O problema, conforme apontou, atravessa idades e classes, empurrando já muitos trabalhadores com o salário médio para a "periferia da periferia", quando a casa é uma das "primeiras liberdades" e, sem ela, "as outras estão muito condicionadas".
Já no Porto, também milhares 'invadiram' as ruas na luta pelo direito à habitação. Pelo menos oito mil pessoas ocuparam hoje toda a extensão da rua de Santa Catarina, no Porto, desde a Praça da Batalha até à Rua de Fernandes Tomás.
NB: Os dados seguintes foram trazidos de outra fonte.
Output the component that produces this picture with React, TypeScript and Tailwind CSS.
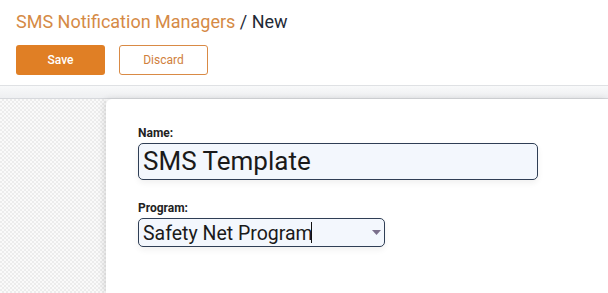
import { useState } from 'react';

export default function App() {
  const [name, setName] = useState('SMS Template');
  const [program, setProgram] = useState('Safety Net Program');

  return (
    <div className="h-[293px] w-[608px] overflow-hidden bg-white font-['Roboto',sans-serif]">
      {/* control panel */}
      <div className="h-[86px] border-b border-[#dfe1e4] px-4 pt-[11px]">
        <div className="text-[18px] leading-[22px]">
          <span className="text-[#d58a45]">SMS Notification Managers</span>
          <span className="text-[#1f2a37]"> / New</span>
        </div>
        <div className="mt-[12px] flex gap-[14px]">
          <button className="h-[30px] w-[89px] rounded-[3px] bg-[#e07f25] text-[12px] font-medium text-white">
            Save
          </button>
          <button className="h-[30px] w-[89px] rounded-[3px] border border-[#d98a45] bg-white text-[12px] text-[#d0803c]">
            Discard
          </button>
        </div>
      </div>
      <div className="h-[13px] border-b border-[#d6d8dc] bg-gradient-to-b from-[#f8f9fa] to-[#eeeff1]" />

      {/* form sheet */}
      <div className="flex h-[194px]">
        <div className="w-[106px] bg-[repeating-conic-gradient(#ececec_0%_25%,#fafafa_0%_50%)] bg-[length:4px_4px]" />
        <div className="flex-1 rounded-tl-[6px] bg-white pl-[32px] pt-[27px] shadow-[-2px_0_6px_rgba(0,0,0,0.12)]">
          <label className="block text-[12px] font-bold leading-[14px] text-[#222]">Name:</label>
          <input
            value={name}
            onChange={e => setName(e.target.value)}
            className="mt-[3px] h-[37px] w-[400px] rounded-[5px] border border-[#2f3e55] bg-[#f3f7fd] px-[4px] text-[26px] text-[#1a1a1a] shadow-[0_3px_6px_rgba(0,0,0,0.06)] outline-none"
          />
          <label className="mt-[21px] block text-[12px] font-bold leading-[14px] text-[#222]">Program:</label>
          <div className="relative mt-[3px] h-[29px] w-[247px]">
            <select
              value={program}
              onChange={e => setProgram(e.target.value)}
              className="h-full w-full appearance-none rounded-[5px] border border-[#2f3e55] bg-[#f3f7fd] pl-[4px] text-[19.5px] text-[#1a1a1a] shadow-[0_3px_6px_rgba(0,0,0,0.06)] outline-none"
            >
              <option>Safety Net Program</option>
            </select>
            <span className="pointer-events-none absolute left-[173px] top-[4px] h-[21px] w-[1px] bg-[#111]" />
            <svg className="pointer-events-none absolute right-[4px] top-[12px]" width="9" height="5" viewBox="0 0 9 5">
              <path d="M0 0h9L4.5 5z" fill="#7a6f8c" />
            </svg>
          </div>
        </div>
      </div>
    </div>
  );
}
Palavras de ordem como "Paz, Pão, Saúde, Habitação", "A Habitação é um direito, sem ela nada feito", "A casa é para morar, não é para especular", "Para os bancos vão milhões, para nós vêm tostões", "Nem gente sem casa, nem casa sem gente" foram das mais entoadas pelos milhares de manifestantes.
Por um dia, os milhares de turistas que costumam preencher a rua de Santa Catarina limitaram-se a observar e deram lugar a milhares de pessoas clamando por casas para viver, saindo da Praça da Batalha cerca das 15h00.
"Nós vamos aos 'sites' das câmaras municipais, tanto de Gaia como do Porto, fazemos todo o preenchimento e não há respostas de nada, nem 'feedback' de nada", disse à Lusa Gisela Ferreira, de 42 anos, que ostentava um cartaz dizendo "15 candidaturas, zero respostas".
Funcionária pública há 20 anos, inserida num agregado familiar de três pessoas e com um ordenado de 800 euros, Gisela Ferreira reside em Perosinho, em Vila Nova de Gaia, mas está à procura de casa há "dois anos", e mesmo no interior do concelho há "uma diferença mínima de preços" entre os diferentes territórios.
"Neste momento eu resido numa casa própria, só que a renda é extremamente alta. De há um ano para cá ela duplicou. Por isso mesmo é que procuro habitação social", explicou.